• **Dataset excerpts**
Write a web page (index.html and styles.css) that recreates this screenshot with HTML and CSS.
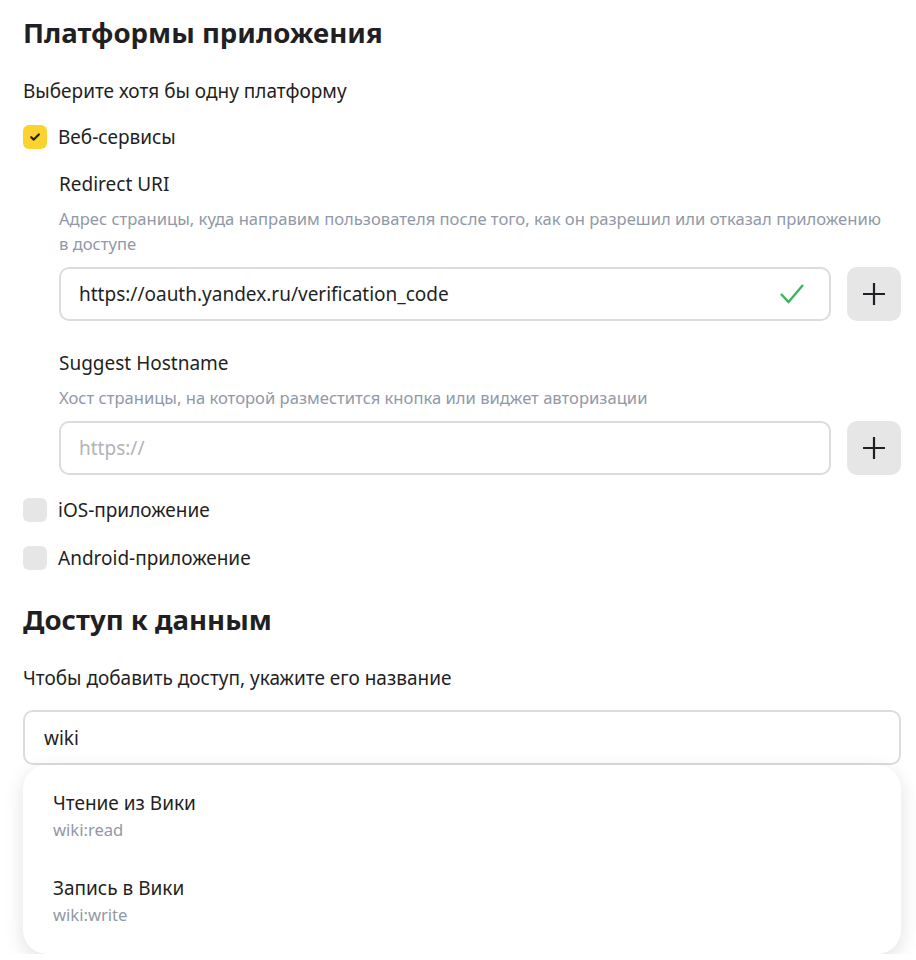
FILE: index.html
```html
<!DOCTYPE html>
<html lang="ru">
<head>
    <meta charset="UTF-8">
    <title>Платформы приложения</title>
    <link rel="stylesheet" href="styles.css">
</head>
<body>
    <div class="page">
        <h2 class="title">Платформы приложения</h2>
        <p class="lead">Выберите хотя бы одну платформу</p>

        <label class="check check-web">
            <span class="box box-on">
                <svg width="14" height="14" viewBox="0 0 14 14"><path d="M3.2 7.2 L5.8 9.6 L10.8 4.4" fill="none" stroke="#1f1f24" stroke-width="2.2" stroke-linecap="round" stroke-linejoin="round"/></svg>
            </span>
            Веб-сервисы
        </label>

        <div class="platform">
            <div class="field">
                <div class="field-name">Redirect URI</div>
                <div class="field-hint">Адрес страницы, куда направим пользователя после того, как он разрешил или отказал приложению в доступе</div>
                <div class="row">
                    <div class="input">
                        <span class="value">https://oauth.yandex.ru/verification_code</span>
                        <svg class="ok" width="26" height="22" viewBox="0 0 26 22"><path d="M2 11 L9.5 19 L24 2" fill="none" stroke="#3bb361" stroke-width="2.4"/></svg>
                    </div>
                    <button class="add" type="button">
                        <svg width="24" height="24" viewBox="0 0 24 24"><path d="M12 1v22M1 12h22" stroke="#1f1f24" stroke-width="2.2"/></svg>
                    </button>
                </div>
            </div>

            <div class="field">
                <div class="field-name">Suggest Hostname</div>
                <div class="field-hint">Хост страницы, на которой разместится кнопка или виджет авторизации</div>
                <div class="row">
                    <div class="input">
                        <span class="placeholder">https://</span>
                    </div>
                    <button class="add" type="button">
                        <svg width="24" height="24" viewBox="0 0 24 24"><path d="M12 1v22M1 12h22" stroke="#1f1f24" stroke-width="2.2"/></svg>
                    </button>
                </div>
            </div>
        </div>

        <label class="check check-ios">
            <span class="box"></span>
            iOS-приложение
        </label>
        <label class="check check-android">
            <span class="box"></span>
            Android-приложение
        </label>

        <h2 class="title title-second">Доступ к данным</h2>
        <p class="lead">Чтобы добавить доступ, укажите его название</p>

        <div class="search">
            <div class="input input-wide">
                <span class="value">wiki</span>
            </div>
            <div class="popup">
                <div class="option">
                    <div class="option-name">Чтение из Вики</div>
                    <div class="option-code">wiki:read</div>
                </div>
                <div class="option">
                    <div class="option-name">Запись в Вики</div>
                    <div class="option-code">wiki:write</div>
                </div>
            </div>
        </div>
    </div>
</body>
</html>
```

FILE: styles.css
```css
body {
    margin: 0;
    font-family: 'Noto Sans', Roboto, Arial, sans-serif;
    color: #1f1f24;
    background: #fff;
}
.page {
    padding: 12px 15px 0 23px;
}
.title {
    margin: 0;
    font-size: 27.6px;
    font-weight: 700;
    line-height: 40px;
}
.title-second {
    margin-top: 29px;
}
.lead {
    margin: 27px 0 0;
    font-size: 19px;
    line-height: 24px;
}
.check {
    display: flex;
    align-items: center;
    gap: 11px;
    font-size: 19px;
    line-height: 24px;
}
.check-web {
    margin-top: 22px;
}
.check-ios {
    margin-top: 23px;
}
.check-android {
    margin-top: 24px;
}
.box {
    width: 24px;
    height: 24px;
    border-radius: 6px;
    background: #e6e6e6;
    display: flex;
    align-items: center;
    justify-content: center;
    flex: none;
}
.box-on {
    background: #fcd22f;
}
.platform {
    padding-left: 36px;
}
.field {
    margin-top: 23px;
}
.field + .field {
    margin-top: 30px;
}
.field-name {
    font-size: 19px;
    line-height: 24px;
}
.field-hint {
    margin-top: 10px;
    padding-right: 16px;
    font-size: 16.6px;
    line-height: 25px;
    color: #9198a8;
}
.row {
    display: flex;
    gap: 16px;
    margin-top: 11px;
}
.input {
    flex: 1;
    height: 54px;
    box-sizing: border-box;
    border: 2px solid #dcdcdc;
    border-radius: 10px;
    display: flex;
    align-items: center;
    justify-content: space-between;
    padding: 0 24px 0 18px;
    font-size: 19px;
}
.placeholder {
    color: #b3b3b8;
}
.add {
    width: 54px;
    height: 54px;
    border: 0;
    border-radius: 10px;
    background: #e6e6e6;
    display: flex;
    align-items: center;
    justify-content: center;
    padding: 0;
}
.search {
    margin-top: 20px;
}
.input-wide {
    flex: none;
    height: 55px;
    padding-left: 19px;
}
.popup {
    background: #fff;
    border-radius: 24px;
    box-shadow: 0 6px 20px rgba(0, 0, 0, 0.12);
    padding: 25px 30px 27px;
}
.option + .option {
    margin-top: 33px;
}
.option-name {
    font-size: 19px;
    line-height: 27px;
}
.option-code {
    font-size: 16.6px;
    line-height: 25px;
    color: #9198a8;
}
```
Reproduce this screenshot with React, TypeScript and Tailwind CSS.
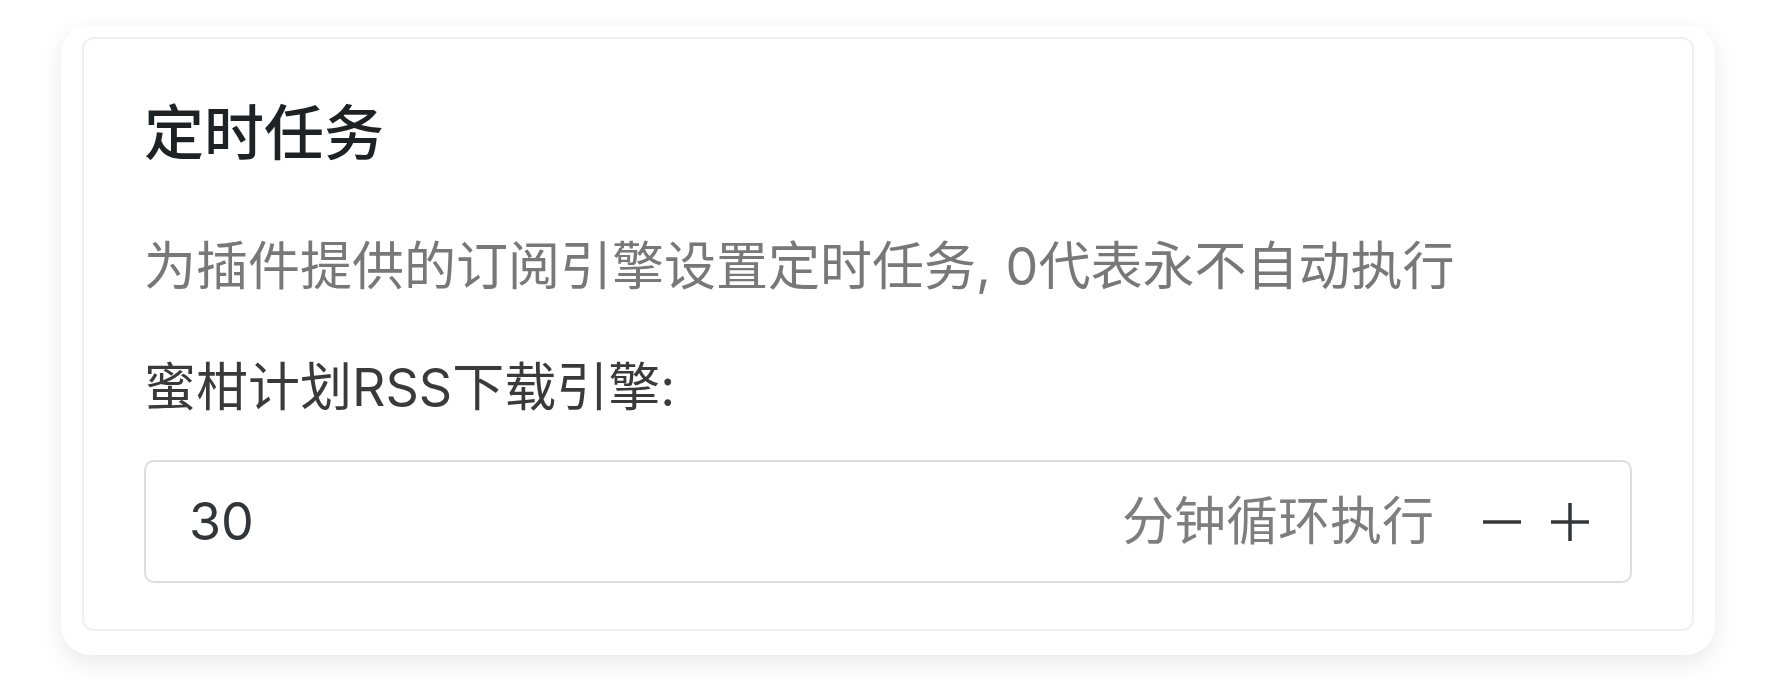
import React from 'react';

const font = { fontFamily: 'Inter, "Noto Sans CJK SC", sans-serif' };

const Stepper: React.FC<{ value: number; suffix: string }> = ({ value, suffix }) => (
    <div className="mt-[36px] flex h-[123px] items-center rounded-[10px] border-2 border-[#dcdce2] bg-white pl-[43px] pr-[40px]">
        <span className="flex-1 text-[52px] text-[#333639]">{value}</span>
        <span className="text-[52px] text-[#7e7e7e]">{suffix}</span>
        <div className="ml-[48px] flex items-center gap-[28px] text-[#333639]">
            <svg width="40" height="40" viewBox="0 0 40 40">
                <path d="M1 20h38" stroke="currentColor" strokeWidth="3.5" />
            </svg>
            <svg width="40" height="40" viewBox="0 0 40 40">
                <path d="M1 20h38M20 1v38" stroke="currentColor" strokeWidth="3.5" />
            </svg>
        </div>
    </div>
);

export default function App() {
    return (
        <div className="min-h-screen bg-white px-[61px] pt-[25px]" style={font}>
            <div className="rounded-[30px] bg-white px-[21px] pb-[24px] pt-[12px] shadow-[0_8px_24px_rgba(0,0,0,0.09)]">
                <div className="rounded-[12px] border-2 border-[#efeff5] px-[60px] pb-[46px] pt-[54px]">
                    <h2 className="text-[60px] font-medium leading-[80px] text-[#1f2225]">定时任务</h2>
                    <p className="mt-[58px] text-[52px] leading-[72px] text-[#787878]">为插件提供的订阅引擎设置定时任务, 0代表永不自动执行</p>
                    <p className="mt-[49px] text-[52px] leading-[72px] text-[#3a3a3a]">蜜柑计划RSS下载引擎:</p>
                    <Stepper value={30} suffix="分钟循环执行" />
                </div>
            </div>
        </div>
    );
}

• **What is required**
Copy out all the records exactly, excluding pictures.

• **Solution for this exercise**
Write a web page (index.html and styles.css) that recreates this screenshot with HTML and CSS.
FILE: index.html
```html
<!DOCTYPE html>
<html lang="ru">
<head>
    <meta charset="UTF-8">
    <title>Платформы приложения</title>
    <link rel="stylesheet" href="styles.css">
</head>
<body>
    <div class="page">
        <h2 class="title">Платформы приложения</h2>
        <p class="lead">Выберите хотя бы одну платформу</p>

        <label class="check check-web">
            <span class="box box-on">
                <svg width="14" height="14" viewBox="0 0 14 14"><path d="M3.2 7.2 L5.8 9.6 L10.8 4.4" fill="none" stroke="#1f1f24" stroke-width="2.2" stroke-linecap="round" stroke-linejoin="round"/></svg>
            </span>
            Веб-сервисы
        </label>

        <div class="platform">
            <div class="field">
                <div class="field-name">Redirect URI</div>
                <div class="field-hint">Адрес страницы, куда направим пользователя после того, как он разрешил или отказал приложению в доступе</div>
                <div class="row">
                    <div class="input">
                        <span class="value">https://oauth.yandex.ru/verification_code</span>
                        <svg class="ok" width="26" height="22" viewBox="0 0 26 22"><path d="M2 11 L9.5 19 L24 2" fill="none" stroke="#3bb361" stroke-width="2.4"/></svg>
                    </div>
                    <button class="add" type="button">
                        <svg width="24" height="24" viewBox="0 0 24 24"><path d="M12 1v22M1 12h22" stroke="#1f1f24" stroke-width="2.2"/></svg>
                    </button>
                </div>
            </div>

            <div class="field">
                <div class="field-name">Suggest Hostname</div>
                <div class="field-hint">Хост страницы, на которой разместится кнопка или виджет авторизации</div>
                <div class="row">
                    <div class="input">
                        <span class="placeholder">https://</span>
                    </div>
                    <button class="add" type="button">
                        <svg width="24" height="24" viewBox="0 0 24 24"><path d="M12 1v22M1 12h22" stroke="#1f1f24" stroke-width="2.2"/></svg>
                    </button>
                </div>
            </div>
        </div>

        <label class="check check-ios">
            <span class="box"></span>
            iOS-приложение
        </label>
        <label class="check check-android">
            <span class="box"></span>
            Android-приложение
        </label>

        <h2 class="title title-second">Доступ к данным</h2>
        <p class="lead">Чтобы добавить доступ, укажите его название</p>

        <div class="search">
            <div class="input input-wide">
                <span class="value">wiki</span>
            </div>
            <div class="popup">
                <div class="option">
                    <div class="option-name">Чтение из Вики</div>
                    <div class="option-code">wiki:read</div>
                </div>
                <div class="option">
                    <div class="option-name">Запись в Вики</div>
                    <div class="option-code">wiki:write</div>
                </div>
            </div>
        </div>
    </div>
</body>
</html>
```

FILE: styles.css
```css
body {
    margin: 0;
    font-family: 'Noto Sans', Roboto, Arial, sans-serif;
    color: #1f1f24;
    background: #fff;
}
.page {
    padding: 12px 15px 0 23px;
}
.title {
    margin: 0;
    font-size: 27.6px;
    font-weight: 700;
    line-height: 40px;
}
.title-second {
    margin-top: 29px;
}
.lead {
    margin: 27px 0 0;
    font-size: 19px;
    line-height: 24px;
}
.check {
    display: flex;
    align-items: center;
    gap: 11px;
    font-size: 19px;
    line-height: 24px;
}
.check-web {
    margin-top: 22px;
}
.check-ios {
    margin-top: 23px;
}
.check-android {
    margin-top: 24px;
}
.box {
    width: 24px;
    height: 24px;
    border-radius: 6px;
    background: #e6e6e6;
    display: flex;
    align-items: center;
    justify-content: center;
    flex: none;
}
.box-on {
    background: #fcd22f;
}
.platform {
    padding-left: 36px;
}
.field {
    margin-top: 23px;
}
.field + .field {
    margin-top: 30px;
}
.field-name {
    font-size: 19px;
    line-height: 24px;
}
.field-hint {
    margin-top: 10px;
    padding-right: 16px;
    font-size: 16.6px;
    line-height: 25px;
    color: #9198a8;
}
.row {
    display: flex;
    gap: 16px;
    margin-top: 11px;
}
.input {
    flex: 1;
    height: 54px;
    box-sizing: border-box;
    border: 2px solid #dcdcdc;
    border-radius: 10px;
    display: flex;
    align-items: center;
    justify-content: space-between;
    padding: 0 24px 0 18px;
    font-size: 19px;
}
.placeholder {
    color: #b3b3b8;
}
.add {
    width: 54px;
    height: 54px;
    border: 0;
    border-radius: 10px;
    background: #e6e6e6;
    display: flex;
    align-items: center;
    justify-content: center;
    padding: 0;
}
.search {
    margin-top: 20px;
}
.input-wide {
    flex: none;
    height: 55px;
    padding-left: 19px;
}
.popup {
    background: #fff;
    border-radius: 24px;
    box-shadow: 0 6px 20px rgba(0, 0, 0, 0.12);
    padding: 25px 30px 27px;
}
.option + .option {
    margin-top: 33px;
}
.option-name {
    font-size: 19px;
    line-height: 27px;
}
.option-code {
    font-size: 16.6px;
    line-height: 25px;
    color: #9198a8;
}
```
Reproduce this screenshot with React, TypeScript and Tailwind CSS.
import React from 'react';

const font = { fontFamily: 'Inter, "Noto Sans CJK SC", sans-serif' };

const Stepper: React.FC<{ value: number; suffix: string }> = ({ value, suffix }) => (
    <div className="mt-[36px] flex h-[123px] items-center rounded-[10px] border-2 border-[#dcdce2] bg-white pl-[43px] pr-[40px]">
        <span className="flex-1 text-[52px] text-[#333639]">{value}</span>
        <span className="text-[52px] text-[#7e7e7e]">{suffix}</span>
        <div className="ml-[48px] flex items-center gap-[28px] text-[#333639]">
            <svg width="40" height="40" viewBox="0 0 40 40">
                <path d="M1 20h38" stroke="currentColor" strokeWidth="3.5" />
            </svg>
            <svg width="40" height="40" viewBox="0 0 40 40">
                <path d="M1 20h38M20 1v38" stroke="currentColor" strokeWidth="3.5" />
            </svg>
        </div>
    </div>
);

export default function App() {
    return (
        <div className="min-h-screen bg-white px-[61px] pt-[25px]" style={font}>
            <div className="rounded-[30px] bg-white px-[21px] pb-[24px] pt-[12px] shadow-[0_8px_24px_rgba(0,0,0,0.09)]">
                <div className="rounded-[12px] border-2 border-[#efeff5] px-[60px] pb-[46px] pt-[54px]">
                    <h2 className="text-[60px] font-medium leading-[80px] text-[#1f2225]">定时任务</h2>
                    <p className="mt-[58px] text-[52px] leading-[72px] text-[#787878]">为插件提供的订阅引擎设置定时任务, 0代表永不自动执行</p>
                    <p className="mt-[49px] text-[52px] leading-[72px] text-[#3a3a3a]">蜜柑计划RSS下载引擎:</p>
                    <Stepper value={30} suffix="分钟循环执行" />
                </div>
            </div>
        </div>
    );
}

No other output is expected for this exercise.